- [DATA SECTION]
###

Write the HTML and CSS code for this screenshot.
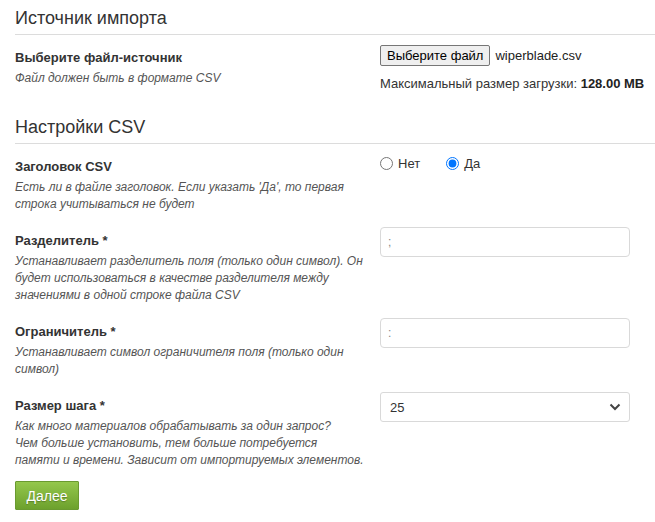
FILE: index.html
```html
<!DOCTYPE html>
<html lang="ru">
<head>
<meta charset="utf-8">
<title>Импорт CSV</title>
<link rel="stylesheet" href="styles.css">
</head>
<body>
<div class="page">
  <h2 class="section-title first">Источник импорта</h2>
  <div class="row row-file">
    <div class="info">
      <div class="label">Выберите файл-источник</div>
      <div class="desc">Файл должен быть в формате CSV</div>
    </div>
    <div class="control">
      <div class="file-line"><button class="file-btn" type="button">Выберите файл</button><span class="file-name">wiperblade.csv</span></div>
      <div class="max-size">Максимальный размер загрузки: <b>128.00 MB</b></div>
    </div>
  </div>

  <h2 class="section-title second">Настройки CSV</h2>
  <div class="row">
    <div class="info">
      <div class="label">Заголовок CSV</div>
      <div class="desc">Есть ли в файле заголовок. Если указать 'Да', то первая строка учитываться не будет</div>
    </div>
    <div class="control radios">
      <label class="radio"><input type="radio" name="hdr"> Нет</label>
      <label class="radio"><input type="radio" name="hdr" checked> Да</label>
    </div>
  </div>

  <div class="row">
    <div class="info">
      <div class="label">Разделитель *</div>
      <div class="desc">Устанавливает разделитель поля (только один символ). Он будет использоваться в качестве разделителя между значениями в одной строке файла CSV</div>
    </div>
    <div class="control">
      <input class="text-input" type="text" value=";">
    </div>
  </div>

  <div class="row">
    <div class="info">
      <div class="label">Ограничитель *</div>
      <div class="desc">Устанавливает символ ограничителя поля (только один символ)</div>
    </div>
    <div class="control">
      <input class="text-input" type="text" value=":">
    </div>
  </div>

  <div class="row">
    <div class="info">
      <div class="label">Размер шага *</div>
      <div class="desc">Как много материалов обрабатывать за один запрос?<br>Чем больше установить, тем больше потребуется<br>памяти и времени. Зависит от импортируемых элементов.</div>
    </div>
    <div class="control">
      <div class="select-wrap">
        <select class="select"><option>25</option><option>50</option><option>100</option></select>
        <svg class="chev" width="12" height="8" viewBox="0 0 12 8"><path d="M1.5 1.5 L6 6 L10.5 1.5" fill="none" stroke="#444" stroke-width="2"/></svg>
      </div>
    </div>
  </div>

  <button class="next-btn" type="button">Далее</button>
</div>
</body>
</html>
```
FILE: styles.css
```css
* { box-sizing: border-box; }
html, body { margin: 0; padding: 0; background: #fff; }
body {
  font-family: "Liberation Sans", Arial, sans-serif;
  color: #333;
  font-size: 13px;
}
.page {
  padding: 7px 0 0 15px;
  overflow: hidden;
}
.section-title {
  font-size: 18px;
  font-weight: normal;
  line-height: 22px;
  margin: 0;
  padding-bottom: 5px;
  border-bottom: 1px solid #dcdcdc;
  color: #333;
}
.section-title.second { margin-top: 25px; }
.row {
  display: flex;
  align-items: flex-start;
  margin-top: 14px;
}
.section-title + .row { margin-top: 9px; }
.section-title + .row-file { margin-top: 10px; }
.row-file .info { padding-top: 4px; }
.info {
  width: 365px;
  flex: none;
  padding-top: 5px;
  padding-right: 10px;
}
.label {
  font-weight: bold;
  font-size: 13px;
  line-height: 17px;
  color: #333;
}
.desc {
  margin-top: 4px;
  font-style: italic;
  font-size: 12px;
  line-height: 17px;
  color: #555;
}
.control { width: 250px; flex: none; }
.file-line { display: flex; align-items: center; height: 21px; white-space: nowrap; }
.file-btn {
  font-family: "Liberation Sans", Arial, sans-serif;
  font-size: 13px;
  color: #000;
  height: 21px;
  padding: 0 6px;
  background: #efefef;
  border: 1px solid #767676;
  border-radius: 2px;
  margin: 0 5px 0 0;
}
.file-name { font-size: 13px; color: #222; }
.max-size { margin-top: 10px; font-size: 13px; color: #333; white-space: nowrap; }
.max-size b { color: #222; }
.radios { display: flex; gap: 26px; padding-top: 3px; }
.radio {
  display: flex;
  align-items: center;
  font-size: 13px;
  color: #333;
  gap: 5px;
}
.radio input { margin: 0; width: 13px; height: 13px; }
.text-input {
  display: block;
  width: 250px;
  height: 30px;
  border: 1px solid #d9d9d9;
  border-radius: 4px;
  padding: 0 7px;
  font-family: "Liberation Sans", Arial, sans-serif;
  font-size: 12px;
  color: #888;
  background: #fff;
}
.select-wrap { position: relative; width: 250px; }
.select {
  display: block;
  width: 250px;
  height: 30px;
  border: 1px solid #d9d9d9;
  border-radius: 3px;
  padding: 0 9px;
  font-family: "Liberation Sans", Arial, sans-serif;
  font-size: 13px;
  color: #333;
  background: #fff;
  appearance: none;
  -webkit-appearance: none;
}
.chev { position: absolute; right: 9px; top: 11px; pointer-events: none; }
.next-btn {
  display: block;
  margin-top: 12px;
  width: 64px;
  height: 29px;
  font-family: "Liberation Sans", Arial, sans-serif;
  font-size: 14px;
  color: #fff;
  text-shadow: 0 1px 1px rgba(0,0,0,0.25);
  background: linear-gradient(#94c74c, #6da12d);
  border: 1px solid #6a9a30;
  border-radius: 1px;
  padding: 0;
}
```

###

- [WRITTEN REQUEST]
Return the material word for word. Pictures are not part of the copy.

- [SOLUTION FOR THIS PROBLEM]
Write the HTML and CSS code for this screenshot.
FILE: index.html
```html
<!DOCTYPE html>
<html lang="ru">
<head>
<meta charset="utf-8">
<title>Импорт CSV</title>
<link rel="stylesheet" href="styles.css">
</head>
<body>
<div class="page">
  <h2 class="section-title first">Источник импорта</h2>
  <div class="row row-file">
    <div class="info">
      <div class="label">Выберите файл-источник</div>
      <div class="desc">Файл должен быть в формате CSV</div>
    </div>
    <div class="control">
      <div class="file-line"><button class="file-btn" type="button">Выберите файл</button><span class="file-name">wiperblade.csv</span></div>
      <div class="max-size">Максимальный размер загрузки: <b>128.00 MB</b></div>
    </div>
  </div>

  <h2 class="section-title second">Настройки CSV</h2>
  <div class="row">
    <div class="info">
      <div class="label">Заголовок CSV</div>
      <div class="desc">Есть ли в файле заголовок. Если указать 'Да', то первая строка учитываться не будет</div>
    </div>
    <div class="control radios">
      <label class="radio"><input type="radio" name="hdr"> Нет</label>
      <label class="radio"><input type="radio" name="hdr" checked> Да</label>
    </div>
  </div>

  <div class="row">
    <div class="info">
      <div class="label">Разделитель *</div>
      <div class="desc">Устанавливает разделитель поля (только один символ). Он будет использоваться в качестве разделителя между значениями в одной строке файла CSV</div>
    </div>
    <div class="control">
      <input class="text-input" type="text" value=";">
    </div>
  </div>

  <div class="row">
    <div class="info">
      <div class="label">Ограничитель *</div>
      <div class="desc">Устанавливает символ ограничителя поля (только один символ)</div>
    </div>
    <div class="control">
      <input class="text-input" type="text" value=":">
    </div>
  </div>

  <div class="row">
    <div class="info">
      <div class="label">Размер шага *</div>
      <div class="desc">Как много материалов обрабатывать за один запрос?<br>Чем больше установить, тем больше потребуется<br>памяти и времени. Зависит от импортируемых элементов.</div>
    </div>
    <div class="control">
      <div class="select-wrap">
        <select class="select"><option>25</option><option>50</option><option>100</option></select>
        <svg class="chev" width="12" height="8" viewBox="0 0 12 8"><path d="M1.5 1.5 L6 6 L10.5 1.5" fill="none" stroke="#444" stroke-width="2"/></svg>
      </div>
    </div>
  </div>

  <button class="next-btn" type="button">Далее</button>
</div>
</body>
</html>
```
FILE: styles.css
```css
* { box-sizing: border-box; }
html, body { margin: 0; padding: 0; background: #fff; }
body {
  font-family: "Liberation Sans", Arial, sans-serif;
  color: #333;
  font-size: 13px;
}
.page {
  padding: 7px 0 0 15px;
  overflow: hidden;
}
.section-title {
  font-size: 18px;
  font-weight: normal;
  line-height: 22px;
  margin: 0;
  padding-bottom: 5px;
  border-bottom: 1px solid #dcdcdc;
  color: #333;
}
.section-title.second { margin-top: 25px; }
.row {
  display: flex;
  align-items: flex-start;
  margin-top: 14px;
}
.section-title + .row { margin-top: 9px; }
.section-title + .row-file { margin-top: 10px; }
.row-file .info { padding-top: 4px; }
.info {
  width: 365px;
  flex: none;
  padding-top: 5px;
  padding-right: 10px;
}
.label {
  font-weight: bold;
  font-size: 13px;
  line-height: 17px;
  color: #333;
}
.desc {
  margin-top: 4px;
  font-style: italic;
  font-size: 12px;
  line-height: 17px;
  color: #555;
}
.control { width: 250px; flex: none; }
.file-line { display: flex; align-items: center; height: 21px; white-space: nowrap; }
.file-btn {
  font-family: "Liberation Sans", Arial, sans-serif;
  font-size: 13px;
  color: #000;
  height: 21px;
  padding: 0 6px;
  background: #efefef;
  border: 1px solid #767676;
  border-radius: 2px;
  margin: 0 5px 0 0;
}
.file-name { font-size: 13px; color: #222; }
.max-size { margin-top: 10px; font-size: 13px; color: #333; white-space: nowrap; }
.max-size b { color: #222; }
.radios { display: flex; gap: 26px; padding-top: 3px; }
.radio {
  display: flex;
  align-items: center;
  font-size: 13px;
  color: #333;
  gap: 5px;
}
.radio input { margin: 0; width: 13px; height: 13px; }
.text-input {
  display: block;
  width: 250px;
  height: 30px;
  border: 1px solid #d9d9d9;
  border-radius: 4px;
  padding: 0 7px;
  font-family: "Liberation Sans", Arial, sans-serif;
  font-size: 12px;
  color: #888;
  background: #fff;
}
.select-wrap { position: relative; width: 250px; }
.select {
  display: block;
  width: 250px;
  height: 30px;
  border: 1px solid #d9d9d9;
  border-radius: 3px;
  padding: 0 9px;
  font-family: "Liberation Sans", Arial, sans-serif;
  font-size: 13px;
  color: #333;
  background: #fff;
  appearance: none;
  -webkit-appearance: none;
}
.chev { position: absolute; right: 9px; top: 11px; pointer-events: none; }
.next-btn {
  display: block;
  margin-top: 12px;
  width: 64px;
  height: 29px;
  font-family: "Liberation Sans", Arial, sans-serif;
  font-size: 14px;
  color: #fff;
  text-shadow: 0 1px 1px rgba(0,0,0,0.25);
  background: linear-gradient(#94c74c, #6da12d);
  border: 1px solid #6a9a30;
  border-radius: 1px;
  padding: 0;
}
```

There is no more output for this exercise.